Prof. Trotsky is a Marxist literary critic doing a project on working-class British poetry from the early 19th century. She is interested in investigating the class aspects of language standardization efforts in that time period, especially in regard to the choices of vocabulary used in the poetry of John Clare.

Use case:

After hearing her project idea, Annie Cratylus’s professor tells her she might want to look into the idea of a corpus. In researching the concept, she comes across the Distance Machine. She pastes a copy of a chapter from Judith Butler’s Gender Trouble into the program and clicks “Go.” The program shows a number of instances where Butler’s language deviates from the expectations set up by the Google Books corpus. Using some of these examples to illustrate her point, Jenny writes a paper arguing that radical writing has to confound the expectations created by attempts to contain language within the bounds of the statistical.

Ideal version:

A full-fledged version would expand the program so that it can work with language models that incorporate information about word order in addition to word frequency. One way of doing this would be to incorporate the full Ngrams data set, rather than just the frequencies for single words. Based on this, the tool could highlight phrases of up to five words. Processing the full data set would require supercomputing resources, and the program would have to be transferred to a server with at least a few terabytes of storage capacity. I would also have to change the interface so that it could highlight overlapping units of the text, rather than discrete words. A somewhat less computationally intensive way of experimenting with more complex language models would be to generate a model based on a smaller corpus, which would present somewhat less of a challenge in terms of data management.

Dealing with a data set this large would require some skills that I don’t have at present. The scripts that I wrote to process the data would have to be changed so that they could run in parallel. There is also a chance that MySQL wouldn’t be up to the task of storing that much data, so I might have to learn another database system; and I might also have to change my PHP code to be more efficient so that the program is not excessively slow. This is a project that I would be unable to do without getting a major grant.

Simple version:

In this version, I would stick with simple word-frequency models, but add a number of different corpora, covering various time periods and genres of literature. One corpus that would be particularly useful is Phase I of the EEBO-TCP (Early English Books Online-Text Creation Partnership) corpus, which includes over 25,000 books published between 1500 and 1700. Another one would be the English Fiction version of the Google Ngrams corpus. I am also interested in creating corpora based on the full text of long-running periodicals like the New England Quarterly or The Atlantic. After preparing the corpora, I would have to change the PHP code so that it produces annotations for all corpora rather than just one and add a user interface for switching between them.

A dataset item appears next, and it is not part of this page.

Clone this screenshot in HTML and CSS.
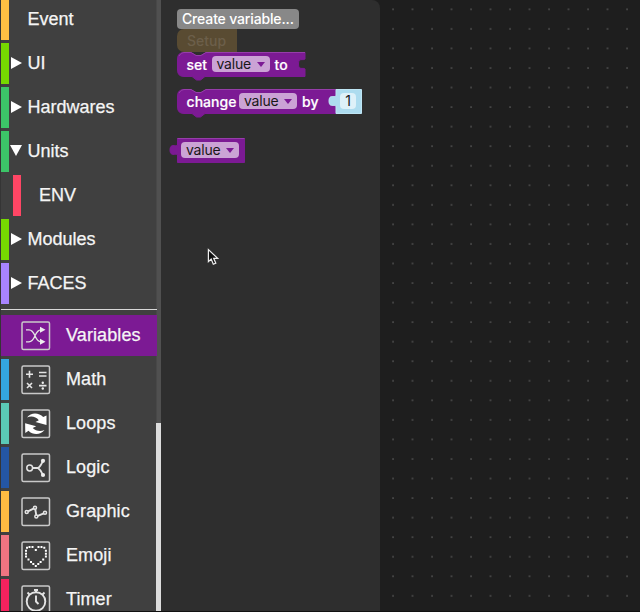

I don’t think this will require any major skills that I don’t already have, apart from learning the quirks of the various data sets that I will be using and possibly figuring out how to get the texts I need from a database. It would likely take a few months to get this done, since some of the data processing scripts could take days to run and, being realistic, I will likely have to try them multiple times before I get them to work right.


#2: Reading Clichés

Even in its most radical forms, literary criticism has generally centered its analysis on the text, tending to refer back to the original even when its authority is under suspicion. But one of the ways in which literary works can resonate most strongly in a culture is through modes of transmission other than the reproduction of a text. This project will attempt to provide a way of “reading” a very different cultural form from the text: the cliché. It will provide visualizations representing the history of particular clichés, including graphs showing trends in what sorts of books used them over the past few hundred years and markers indicating significant events (prominent usages, relevant historical events, shifts in usage or meaning). It will also include some text explaining the project and providing a theoretical context for the project.


Dr. Casaubon is working on a book about the reception history of Herman Melville’s work. He wants to include a section about process by which people adopted the “White Whale” as a general way of referring to an object of obsession.

Prof. Trotsky is investigating the spread of political slogans. She wants to understand the ways in which phrases that originally had a political charge can come to be drained of it through repetition, and she is curious whether the numbing effect that repetition can have is dependent on a particular set of social conditions.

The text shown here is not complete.